In fact, before digital cameras, the old joke used to be “If you want a good picture of Regina, you’d better have three rolls of film!”
The only reason people thought I take good photos is because they only see the good ones. And anyone close to me knows how super critical I am of every photgraph taken of me – and how adamantly I insist they remove most of them immediately.
So it was with trepidation I ventured out with the kids yesterday to try out Shannan’s new camera. Shannan is a camera nut. She loves photography and is quite good. She is constantly snapping photographs, and unlike me, is remarkably photogenic. I told the kids that I would take the photos, and perhaps try to be in a couple, but I was far from enthusiastic.
As I looked at the photos which contained me, though, I began to realize that they represented far more than a little photo shoot in the park.My life has been a long journey of going overboard trying to stay skinny, trying to stay ever younger looking, and yes, examining every photo so that all that the public saw was exactly what I wanted them to see.
As I studied the photos from yesterday, I saw for the first time (go figure) that I have aged a bit. My hair is thinner, I have crows feet, and I can most certainly not pass for someone in my 20s anymore. I have always secretly dreaded the day my daughter would become a gorgeous young woman, and wondered if I would be jealous of her youth. As vain as it might be, my main profile picture never would have made it to these pages without the magic of photoshop before now. It sounds irrational. But I was always striving to be someone…else. Someone younger and cooler and prettier.

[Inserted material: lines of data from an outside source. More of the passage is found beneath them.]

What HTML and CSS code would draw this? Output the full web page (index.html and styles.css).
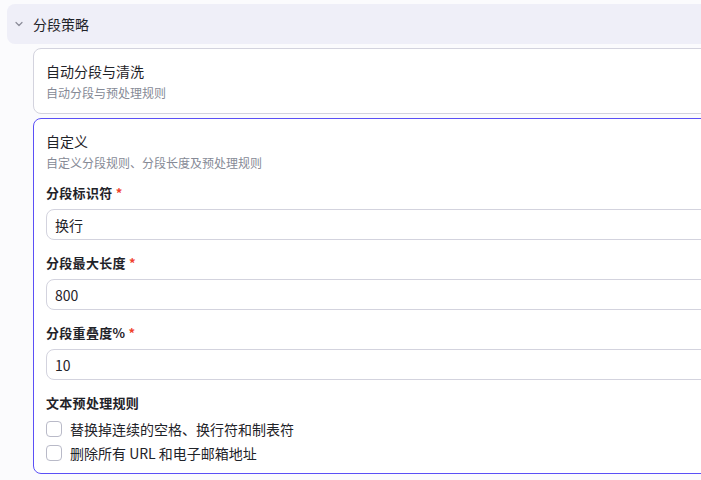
FILE: index.html
```html
<!DOCTYPE html>
<html lang="zh-CN">
<head>
<meta charset="utf-8">
<link rel="stylesheet" href="styles.css">
</head>
<body>
<div class="page">
  <div class="section-head">
    <svg class="chev" width="10" height="10" viewBox="0 0 10 10"><path d="M2 3.5 L5 6.5 L8 3.5" fill="none" stroke="#8b8c99" stroke-width="1.2" stroke-linecap="round" stroke-linejoin="round"/></svg>
    <span class="section-title">分段策略</span>
  </div>
  <div class="options">
    <div class="card">
      <div class="card-title">自动分段与清洗</div>
      <div class="card-desc">自动分段与预处理规则</div>
    </div>
    <div class="card active">
      <div class="card-title">自定义</div>
      <div class="card-desc">自定义分段规则、分段长度及预处理规则</div>
      <div class="field first">
        <div class="label">分段标识符 <span class="req">*</span></div>
        <div class="input">换行</div>
      </div>
      <div class="field">
        <div class="label">分段最大长度 <span class="req">*</span></div>
        <div class="input">800</div>
      </div>
      <div class="field">
        <div class="label">分段重叠度% <span class="req">*</span></div>
        <div class="input">10</div>
      </div>
      <div class="label rules">文本预处理规则</div>
      <div class="check-row"><span class="box"></span><span>替换掉连续的空格、换行符和制表符</span></div>
      <div class="check-row"><span class="box"></span><span>删除所有 URL 和电子邮箱地址</span></div>
    </div>
  </div>
</div>
</body>
</html>
```

FILE: styles.css
```css
html, body {
  margin: 0;
  padding: 0;
  background: #fbfbfd;
  overflow: hidden;
}
body {
  font-family: "Noto Sans CJK SC", "Noto Sans", "Liberation Sans", sans-serif;
  color: #1f2329;
  font-size: 14px;
}
.page {
  width: 820px;
  padding: 4px 0 0 7px;
}
.section-head {
  height: 40px;
  background: #efeff8;
  border-radius: 8px;
  display: flex;
  align-items: center;
  padding-left: 7px;
}
.chev {
  width: 10px;
  height: 10px;
  margin-right: 9px;
}
.section-title {
  font-size: 14px;
  line-height: 20px;
  color: #1f2329;
}
.options {
  padding: 4px 0 0 26px;
  display: flex;
  flex-direction: column;
  gap: 4px;
}
.card {
  background: #ffffff;
  border: 1px solid #d3d3de;
  border-radius: 8px;
  padding: 12px 12px 12px 12px;
  display: flex;
  flex-direction: column;
}
.card.active {
  border-color: #5b50f6;
  padding-bottom: 8px;
}
.card-title {
  font-size: 14px;
  line-height: 20px;
  color: #1f2329;
}
.card-desc {
  font-size: 12px;
  line-height: 16px;
  margin-top: 4px;
  color: #868a96;
}
.field {
  display: flex;
  flex-direction: column;
  margin-top: 13px;
}
.field.first {
  margin-top: 12px;
}
.label {
  font-size: 13px;
  line-height: 20px;
  font-weight: 700;
  color: #1f2329;
  letter-spacing: 0.3px;
}
.req {
  color: #f0422e;
  font-weight: 700;
}
.input {
  margin-top: 6px;
  height: 31px;
  box-sizing: border-box;
  border: 1px solid #d3d3de;
  border-radius: 8px;
  background: #ffffff;
  padding: 0 12px 0 8px;
  display: flex;
  align-items: center;
  font-size: 14px;
  color: #1f2329;
}
.rules {
  margin-top: 13px;
}
.check-row {
  height: 24px;
  display: flex;
  align-items: center;
  font-size: 14px;
  color: #1f2329;
}
.rules + .check-row {
  margin-top: 4px;
}
.box {
  width: 16px;
  height: 16px;
  box-sizing: border-box;
  border: 1px solid #b9bac8;
  border-radius: 4px;
  background: #fff;
  margin-right: 8px;
  flex: none;
}
```
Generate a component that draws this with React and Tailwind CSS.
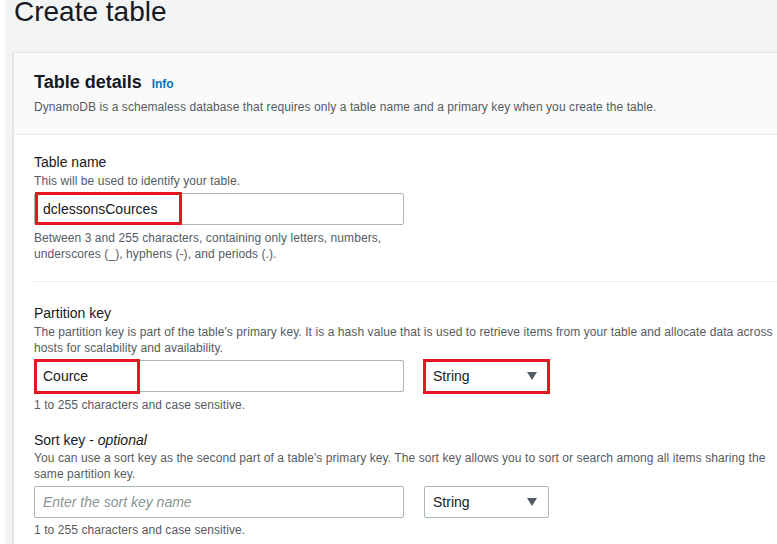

But as I looked at the photos, I saw something I never saw before. I saw a woman who is truly, and honestly, happy. For the first time in my adult life, I love me. I love who I have become, I love my little family. And although I regret many choices I have made, I have forgiven myself…and Jesus has forgiven me. For the first time I can remember, I am comfortable being Regina, 45 year old single mom of two. I absolutely love looking the part. It is who I am, and I fought hard to get here.
It wasn’t until I let God show me who I was through His eyes…until I realized how treasured I am in His heart…that I was able to let go of everything and realize how beloved I am. Wrinkles and all. And it feels so good to see myself, at 45, and know I am beautiful because of who He has made me.